“Most of the Catholics asking to be married in the Church today already have been living together.”
Such is the testimony from priests working at the front lines in our parishes today. A new document on Catholic marriage proves the American bishops are listening. The awareness is especially noticeable among Catholics in the pews, who seem less and less shocked at women five-months pregnant walking down the aisle in a white dress. We now shrug our shoulders and content ourselves that at least they are marrying within the Church. In sum, Catholic America faces a new reality: The semi-traditional marriage.
There is dissension in theological circles about what this new social reality means. Retro-Catholics argue strenuously that the contemporary culture must be rejected if we wish to return to the day when (supposedly) there was no premarital sex. The role of the priest, some say, is to force an admission from the couple seeking a church wedding that they are living in sin.

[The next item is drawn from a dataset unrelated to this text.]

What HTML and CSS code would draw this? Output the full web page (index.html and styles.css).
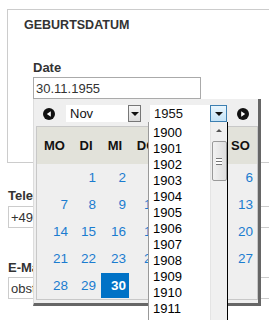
FILE: index.html
```html
<!DOCTYPE html>
<html lang="de">
<head>
    <meta charset="UTF-8">
    <meta name="viewport" content="width=device-width, initial-scale=1.0">
    <title>Geburtsdatum</title>
    <link rel="stylesheet" href="styles.css">
</head>
<body>
    <div class="page">
        <div class="group">
            <h2 class="group-title">GEBURTSDATUM</h2>
            <div class="date-field">
                <label class="label">Date</label>
                <div class="date-wrap">
                    <input class="input date-input" type="text" value="30.11.1955">

                    <!-- Kalender -->
                    <div class="datepicker">
                        <div class="dp-nav">
                            <svg class="dp-arrow" width="12" height="12" viewBox="0 0 12 12"><circle cx="6" cy="6" r="6" fill="#111"/><polygon points="7.8,3.2 3.8,6 7.8,8.8" fill="#fff"/></svg>
                            <div class="dp-select dp-month">
                                <span class="dp-value">Nov</span>
                                <span class="dp-btn"><span class="caret"></span></span>
                            </div>
                            <div class="dp-select dp-year">
                                <span class="dp-value">1955</span>
                                <span class="dp-btn dp-btn-active"><span class="caret"></span></span>

                                <!-- geöffnete Jahresliste -->
                                <div class="year-list">
                                    <ul class="year-items">
                                        <li>1900</li>
                                        <li>1901</li>
                                        <li>1902</li>
                                        <li>1903</li>
                                        <li>1904</li>
                                        <li>1905</li>
                                        <li>1906</li>
                                        <li>1907</li>
                                        <li>1908</li>
                                        <li>1909</li>
                                        <li>1910</li>
                                        <li>1911</li>
                                    </ul>
                                    <div class="year-scroll">
                                        <span class="scroll-up"></span>
                                        <span class="scroll-thumb"><span class="grip"></span></span>
                                    </div>
                                </div>
                            </div>
                            <svg class="dp-arrow" width="12" height="12" viewBox="0 0 12 12"><circle cx="6" cy="6" r="6" fill="#111"/><polygon points="4.2,3.2 8.2,6 4.2,8.8" fill="#fff"/></svg>
                        </div>
                        <div class="dp-cal">
                            <table class="dp-table">
                                <thead>
                                    <tr><th>MO</th><th>DI</th><th>MI</th><th>DO</th><th>FR</th><th>SA</th><th>SO</th></tr>
                                </thead>
                                <tbody>
                                    <tr><td></td><td><a href="#">1</a></td><td><a href="#">2</a></td><td><a href="#">3</a></td><td><a href="#">4</a></td><td><a href="#">5</a></td><td><a href="#">6</a></td></tr>
                                    <tr><td><a href="#">7</a></td><td><a href="#">8</a></td><td><a href="#">9</a></td><td><a href="#">10</a></td><td><a href="#">11</a></td><td><a href="#">12</a></td><td><a href="#">13</a></td></tr>
                                    <tr><td><a href="#">14</a></td><td><a href="#">15</a></td><td><a href="#">16</a></td><td><a href="#">17</a></td><td><a href="#">18</a></td><td><a href="#">19</a></td><td><a href="#">20</a></td></tr>
                                    <tr><td><a href="#">21</a></td><td><a href="#">22</a></td><td><a href="#">23</a></td><td><a href="#">24</a></td><td><a href="#">25</a></td><td><a href="#">26</a></td><td><a href="#">27</a></td></tr>
                                    <tr><td><a href="#">28</a></td><td><a href="#">29</a></td><td><a href="#" class="selected">30</a></td><td></td><td></td><td></td><td></td></tr>
                                </tbody>
                            </table>
                        </div>
                    </div>
                </div>
            </div>
        </div>

        <div class="field field-phone">
            <label class="label">Telefon</label>
            <input class="input wide" type="text" value="+49 711 2345678">
        </div>
        <div class="field field-mail">
            <label class="label">E-Mail</label>
            <input class="input wide" type="text" value="obst@beispiel.de">
        </div>
    </div>
</body>
</html>
```

FILE: styles.css
```css
/* Grundlayout */
html {
    overflow: hidden;
}

body {
    margin: 0;
    padding: 0;
    min-height: 320px;
    background-color: #fff;
    font-family: "Liberation Sans", Arial, sans-serif;
    color: #333;
}

.page {
    padding: 9px 0 0 7px;
    width: 360px;
}

.group {
    border: 1px solid #ccc;
    padding: 8px 0 63px 16px;
}

.group-title {
    margin: 0;
    font-size: 12.5px;
    line-height: 15px;
    font-weight: bold;
    color: #333;
}

.date-field {
    margin: 27px 0 0 9px;
}

.label {
    display: block;
    font-size: 13px;
    line-height: 16px;
    font-weight: bold;
    color: #333;
    margin-bottom: 1px;
}

.input {
    box-sizing: border-box;
    height: 22px;
    border: 1px solid #aaa;
    padding: 0 2px;
    font-family: "Liberation Sans", Arial, sans-serif;
    font-size: 13px;
    color: #333;
    background: #fff;
    outline: none;
}

.date-input {
    width: 168px;
}

.wide {
    width: 330px;
    border-color: #ccc;
}

.field {
    margin-left: 1px;
}

.field-phone {
    margin-top: 25px;
}

.field-phone .label {
    margin-bottom: 2px;
}

.field-mail {
    margin-top: 32px;
}

/* Kalender */
.date-wrap {
    position: relative;
}

.datepicker {
    position: absolute;
    top: 100%;
    left: 0;
    z-index: 2;
    box-sizing: border-box;
    width: 228px;
    background-color: #efefef;
    border-left: 1px solid #ddd;
    border-right: 3px solid #666;
    border-bottom: 3px solid #666;
}

.dp-nav {
    box-sizing: border-box;
    height: 27px;
    padding: 2px 9px 0 9px;
    display: flex;
    align-items: center;
}

.dp-arrow {
    flex: none;
    display: block;
}

.dp-select {
    position: relative;
    box-sizing: border-box;
    height: 17px;
    display: flex;
    align-items: center;
    background-color: #fff;
    font-size: 13px;
    color: #111;
}

.dp-month {
    width: 75px;
    margin: 0 9px 0 11px;
}

.dp-year {
    width: 77px;
    margin-right: 10px;
}

.dp-value {
    flex: 1;
    padding-left: 4px;
}

.dp-btn {
    box-sizing: border-box;
    width: 13px;
    height: 17px;
    border: 1px solid #777;
    background: linear-gradient(#f6f6f6, #dcdcdc);
    display: flex;
    align-items: center;
    justify-content: center;
}

.dp-btn-active {
    width: 17px;
    border-color: #3c7fb1;
    background: linear-gradient(#eaf6fd, #c4e3f7);
}

.caret {
    width: 0;
    height: 0;
    border-left: 4px solid transparent;
    border-right: 4px solid transparent;
    border-top: 4px solid #111;
    margin-top: 1px;
}

.dp-cal {
    margin: 0 0 3px 2px;
    border: 1px solid #c8c8c8;
}

.dp-table {
    width: 220px;
    border-collapse: collapse;
    table-layout: fixed;
}

.dp-table th {
    height: 37px;
    padding: 0;
    background-color: #e2e2da;
    font-size: 13px;
    font-weight: bold;
    color: #111;
    text-align: center;
}

.dp-table th:nth-child(1) { width: 35px; }
.dp-table th:nth-child(2) { width: 28px; }
.dp-table th:nth-child(3) { width: 30px; }
.dp-table th:nth-child(4) { width: 33px; }
.dp-table th:nth-child(5) { width: 30px; }
.dp-table th:nth-child(6) { width: 31px; }
.dp-table th:nth-child(7) { width: 33px; }

.dp-table td {
    padding: 1px;
    height: 25px;
}

.dp-table td a {
    display: block;
    padding-right: 3px;
    line-height: 25px;
    text-align: right;
    font-size: 13.5px;
    color: #1b7ccf;
    text-decoration: none;
}

.dp-table td a.selected {
    background-color: #0072c6;
    color: #fff;
    font-weight: bold;
}

/* offene Auswahlliste Jahr */
.year-list {
    position: absolute;
    top: 100%;
    left: -2px;
    z-index: 3;
    box-sizing: border-box;
    width: 80px;
    height: 200px;
    display: flex;
    background-color: #fff;
    border-left: 1px solid #999;
    border-right: 1px solid #000;
}

.year-items {
    flex: 1;
    margin: 0;
    padding: 3px 0 0 4px;
    list-style: none;
}

.year-items li {
    font-size: 13px;
    line-height: 16px;
    height: 16px;
    color: #000;
}

.year-scroll {
    width: 16px;
    background-color: #f0f0f0;
    border-left: 1px solid #e4e4e4;
    display: flex;
    flex-direction: column;
    align-items: center;
}

.scroll-up {
    width: 0;
    height: 0;
    margin: 7px 0 9px;
    border-left: 3px solid transparent;
    border-right: 3px solid transparent;
    border-bottom: 3px solid #555;
}

.scroll-thumb {
    box-sizing: border-box;
    width: 15px;
    height: 40px;
    border: 1px solid #9a9a9a;
    border-radius: 2px;
    background: linear-gradient(to right, #f2f2f2, #dedede);
    display: flex;
    align-items: center;
    justify-content: center;
}

.grip {
    width: 6px;
    height: 5px;
    border-top: 1px solid #777;
    border-bottom: 1px solid #777;
    background: linear-gradient(#fff 0 2px, #777 2px 3px, #fff 3px);
}
```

Purpose-driven Catholics, in contrast, stress the stabilizing union brought by sacramental marriage. If the primary motivation for marriage among people already living together is to raise children in the Catholic faith, why stress the past over the future? Better to emphasize the ways in which the sacrament enshrines the family and permanence than to berate past behavior.
The dilemma for parish priests is how to satisfy both the traditional and the semi-traditional. On the one hand, you don’t want to cheapen the chastity of those who have followed Catholic tradition to the letter. On the other hand, you don’t want to chase away those whose goodwill is belated but real. No sense losing a whole family to the Church because of anger over spilled-milk.

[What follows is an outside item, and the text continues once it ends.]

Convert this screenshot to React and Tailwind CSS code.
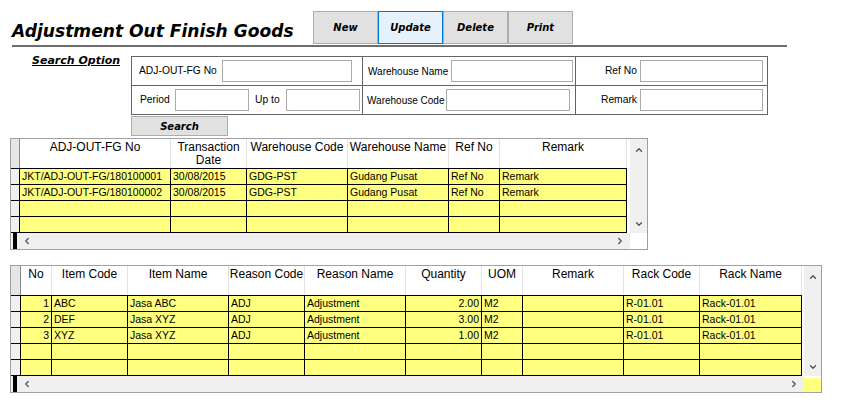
import { ChevronLeft, ChevronRight, ChevronUp, ChevronDown } from 'lucide-react'

const ORDERS_COLS = [
  { label: 'ADJ-OUT-FG No', w: 151 },
  { label: 'Transaction\nDate', w: 76 },
  { label: 'Warehouse Code', w: 101 },
  { label: 'Warehouse Name', w: 101 },
  { label: 'Ref No', w: 51 },
  { label: 'Remark', w: 127 },
]

const ORDERS_ROWS = [
  ['JKT/ADJ-OUT-FG/180100001', '30/08/2015', 'GDG-PST', 'Gudang Pusat', 'Ref No', 'Remark'],
  ['JKT/ADJ-OUT-FG/180100002', '30/08/2015', 'GDG-PST', 'Gudang Pusat', 'Ref No', 'Remark'],
  ['', '', '', '', '', ''],
  ['', '', '', '', '', ''],
]

const ITEM_COLS = [
  { label: 'No', w: 31, right: true },
  { label: 'Item Code', w: 76 },
  { label: 'Item Name', w: 101 },
  { label: 'Reason Code', w: 76 },
  { label: 'Reason Name', w: 101 },
  { label: 'Quantity', w: 76, right: true },
  { label: 'UOM', w: 41 },
  { label: 'Remark', w: 101 },
  { label: 'Rack Code', w: 76 },
  { label: 'Rack Name', w: 102 },
]

const ITEM_ROWS = [
  ['1', 'ABC', 'Jasa ABC', 'ADJ', 'Adjustment', '2.00', 'M2', '', 'R-01.01', 'Rack-01.01'],
  ['2', 'DEF', 'Jasa XYZ', 'ADJ', 'Adjustment', '3.00', 'M2', '', 'R-01.01', 'Rack-01.01'],
  ['3', 'XYZ', 'Jasa XYZ', 'ADJ', 'Adjustment', '1.00', 'M2', '', 'R-01.01', 'Rack-01.01'],
  ['', '', '', '', '', '', '', '', '', ''],
  ['', '', '', '', '', '', '', '', '', ''],
]

const VERDANA = { fontFamily: '"DejaVu Sans", Verdana, sans-serif' }

function Field({ w }) {
  return <div className="h-[22px] border border-[#ababab] bg-white shrink-0" style={{ width: w }} />
}

function ToolButton({ label, active }) {
  return (
    <div
      className={`w-[65px] h-[33px] flex items-center justify-center border text-[10px] font-bold italic
                  ${active ? 'bg-[#e5f1fb] border-[#0078d7]' : 'bg-[#e1e1e1] border-[#adadad]'}`}
      style={VERDANA}
    >
      {label}
    </div>
  )
}

function DataGrid({ cols, rows, headW, gap, corner }) {
  return (
    <div className="flex flex-col border border-[#a0a0a0] ml-[10px] self-start bg-white">
      <div className="flex">
        <div className="flex flex-col" style={{ paddingRight: gap }}>
          {/* header */}
          <div className="flex h-[29px]">
            <div className="bg-[#e6e6e6] border-r border-[#8a8a8a] shrink-0" style={{ width: headW }} />
            {cols.map(c => (
              <div
                key={c.label}
                className="bg-white border-r border-[#e3e3e3] text-[12px] leading-[13px] text-center pt-[2px] shrink-0"
                style={{ width: c.w }}
              >
                <span className="whitespace-pre">{c.label}</span>
              </div>
            ))}
          </div>
          {/* rows */}
          <div className="flex flex-col border-t border-black">
            {rows.map((r, i) => (
              <div key={i} className="flex h-[16px]">
                <div className="bg-[#f0f0f0] border-r border-b border-black shrink-0" style={{ width: headW }} />
                {r.map((v, j) => (
                  <div
                    key={j}
                    className={`bg-[#ffff80] border-r border-b border-black text-[10.5px] leading-[15px] px-[2px]
                                whitespace-nowrap overflow-hidden shrink-0 ${cols[j].right ? 'text-right' : ''}`}
                    style={{ width: cols[j].w }}
                  >
                    {v}
                  </div>
                ))}
              </div>
            ))}
          </div>
        </div>
        {/* vertical scrollbar */}
        <div className="w-[17px] bg-[#f0f0f0] flex flex-col items-center justify-between pt-[6px] pb-[4px]">
          <ChevronUp size={10} strokeWidth={3} className="text-[#505050]" />
          <ChevronDown size={10} strokeWidth={3} className="text-[#505050]" />
        </div>
      </div>
      {/* horizontal scrollbar */}
      <div className="flex h-[16px]">
        <div className="flex-1 bg-[#f0f0f0] flex items-center">
          <div className="w-[4px] h-full bg-black ml-[2px]" />
          <ChevronLeft size={10} strokeWidth={3} className="text-[#505050] ml-[5px]" />
          <ChevronRight size={10} strokeWidth={3} className="text-[#505050] ml-auto mr-[5px]" />
        </div>
        <div className={`w-[17px] ${corner ? 'bg-[#ffff80] mt-[2px]' : 'bg-white'}`} />
      </div>
    </div>
  )
}

export default function App() {
  return (
    <div
      className="w-[850px] h-[400px] bg-white text-black flex flex-col overflow-hidden"
      style={{ fontFamily: '"Liberation Sans", Arial, sans-serif' }}
    >
      {/* title bar */}
      <div className="flex h-[45px] pt-[11px]">
        <div
          className="w-[313px] pl-[12px] pt-[10px] text-[17.1px] leading-[20px] font-bold italic whitespace-nowrap"
          style={VERDANA}
        >
          Adjustment Out Finish Goods
        </div>
        <div className="flex">
          <ToolButton label="New" />
          <ToolButton label="Update" active />
          <ToolButton label="Delete" />
          <ToolButton label="Print" />
        </div>
      </div>
      <div className="ml-[12px] w-[775px] h-[2px] bg-[#6d6d6d]" />

      {/* search option */}
      <div className="flex mt-[9px]">
        <div className="w-[131px] pl-[32px] -mt-[2px] text-[11px] leading-[14px] font-bold italic underline" style={VERDANA}>
          Search Option
        </div>
        <div className="w-[637px] border border-[#646464] flex flex-col text-[10.3px] whitespace-nowrap">
          <div className="flex h-[29px] border-b border-[#646464]">
            <div className="w-[231px] border-r border-[#646464] flex items-center justify-between pl-[7px] pr-[10px]">
              <span>ADJ-OUT-FG No</span>
              <Field w={130} />
            </div>
            <div className="w-[213px] border-r border-[#646464] flex items-center pl-[5px]">
              <span className="w-[83px] text-[10px]">Warehouse Name</span>
              <Field w={122} />
            </div>
            <div className="flex-1 flex items-center">
              <span className="w-[62px] text-right pr-[1px]">Ref No</span>
              <div className="ml-[2px]"><Field w={123} /></div>
            </div>
          </div>
          <div className="flex h-[28px]">
            <div className="w-[231px] border-r border-[#646464] flex items-center pl-[8px]">
              <span className="w-[35px]">Period</span>
              <Field w={74} />
              <span className="w-[31px] ml-[6px]">Up to</span>
              <Field w={74} />
            </div>
            <div className="w-[213px] border-r border-[#646464] flex items-center pl-[4px]">
              <span className="w-[79px] text-[10px]">Warehouse Code</span>
              <Field w={124} />
            </div>
            <div className="flex-1 flex items-center">
              <span className="w-[62px] text-right pr-[1px]">Remark</span>
              <div className="ml-[2px]"><Field w={123} /></div>
            </div>
          </div>
        </div>
      </div>

      <div
        className="ml-[131px] mt-[1px] w-[97px] h-[20px] bg-[#e1e1e1] border border-[#adadad] flex items-center justify-center
                   text-[10px] font-bold italic"
        style={VERDANA}
      >
        Search
      </div>

      {/* adjustment list */}
      <div className="mt-[2px] flex">
        <DataGrid cols={ORDERS_COLS} rows={ORDERS_ROWS} headW={9} gap={3} />
      </div>

      {/* item detail */}
      <div className="mt-[15px] flex">
        <DataGrid cols={ITEM_COLS} rows={ITEM_ROWS} headW={10} gap={2} corner />
      </div>
    </div>
  )
}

An award-winning book by Creighton University professors Todd Salzman and Michael Lawler, The Sexual Person: Toward a Renewed Catholic Anthropology (Moral Traditions) looks at the theology of marriage as a disputed question, paying considerable attention to the issue of premarital sex. The authors advocate a rethinking of the meaning of the sacrament from the ground level of experience in the grass-roots rather than to await Solomonic pronouncements from on high.

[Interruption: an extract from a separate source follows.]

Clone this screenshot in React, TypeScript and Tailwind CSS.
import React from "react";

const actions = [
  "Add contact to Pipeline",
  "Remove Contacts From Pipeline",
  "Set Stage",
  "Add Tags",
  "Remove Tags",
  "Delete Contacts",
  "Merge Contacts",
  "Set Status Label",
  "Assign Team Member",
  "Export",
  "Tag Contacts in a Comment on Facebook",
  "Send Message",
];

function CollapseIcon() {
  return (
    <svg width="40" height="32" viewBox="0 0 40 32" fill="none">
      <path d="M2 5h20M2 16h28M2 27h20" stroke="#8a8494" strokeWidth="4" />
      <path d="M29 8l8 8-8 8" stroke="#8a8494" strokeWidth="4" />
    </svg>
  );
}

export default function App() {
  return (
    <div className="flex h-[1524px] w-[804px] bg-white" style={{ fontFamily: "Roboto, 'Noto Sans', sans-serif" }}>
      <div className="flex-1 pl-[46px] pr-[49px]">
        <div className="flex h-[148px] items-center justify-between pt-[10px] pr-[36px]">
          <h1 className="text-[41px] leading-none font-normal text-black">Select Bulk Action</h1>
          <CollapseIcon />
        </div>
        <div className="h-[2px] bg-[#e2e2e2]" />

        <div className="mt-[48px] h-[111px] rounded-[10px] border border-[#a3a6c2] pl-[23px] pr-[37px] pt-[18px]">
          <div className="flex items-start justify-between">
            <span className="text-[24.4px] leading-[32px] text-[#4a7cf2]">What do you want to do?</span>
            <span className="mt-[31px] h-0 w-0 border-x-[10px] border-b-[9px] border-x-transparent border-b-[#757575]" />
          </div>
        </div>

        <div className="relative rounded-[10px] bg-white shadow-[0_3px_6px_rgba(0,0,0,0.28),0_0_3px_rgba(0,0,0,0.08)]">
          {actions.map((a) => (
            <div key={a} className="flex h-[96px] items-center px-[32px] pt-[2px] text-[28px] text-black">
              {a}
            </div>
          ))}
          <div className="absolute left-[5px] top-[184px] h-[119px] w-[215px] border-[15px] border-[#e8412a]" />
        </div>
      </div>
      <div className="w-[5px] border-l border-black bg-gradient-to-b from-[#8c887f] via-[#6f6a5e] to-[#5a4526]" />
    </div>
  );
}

The fallacy addressed by the theologians is how traditional teachings equate the sacrament of marriage with permission for the first physical act of intercourse. The authors note that in human history, having sex and getting married were seen as two different acts. After all, what is the world’s oldest profession? Even during the Christian dispensation, society expected men to have sexual experience before marriage. Canon law in the past recognized the rights of concubines, i.e. mistresses, and their children to receive the sacraments. And straying males like St. Augustine could go to heaven as canonized saints along with his son born out of wedlock.
There is little incentive to go back this far in history, mostly because it set up a dual standard for the genders: men to be “practiced” and women to be virgins. But if society’s norms have changed, should not theology have responses? A generation ago in 1960, only 5 percent of U.S. births were out of wedlock.: today it is nearly 40 percent. About 26 percent of children now live with a single parent–up from 9 percent in 1960. In that same decade two-thirds of adult Americans were married. But in 2007, those percentages had dropped to little more than 50 percent.
The professors may have gone a step too far for the bishops when they argued that traditional Catholic teaching on marriage is “obsolete and inadequate.” However, they do make the case that the theological meaning of the sacrament of marriage rests upon a personalized commitment between two people to form a permanent union in the model of Christ’s love for his Church. The bishops’ official critique of the book highlights points of theological disagreement but does not offer a solution to changing social views of marriage.
Marriage is the sacrament performed by the two people getting married, not by the priest-witness. I think the rival theologians and bishops should listen to the laity about Catholic marriage. Now is the time to engage the laity in a “Year of the Married Vocation” to refocus prayer and pastoral practice on this vital issue.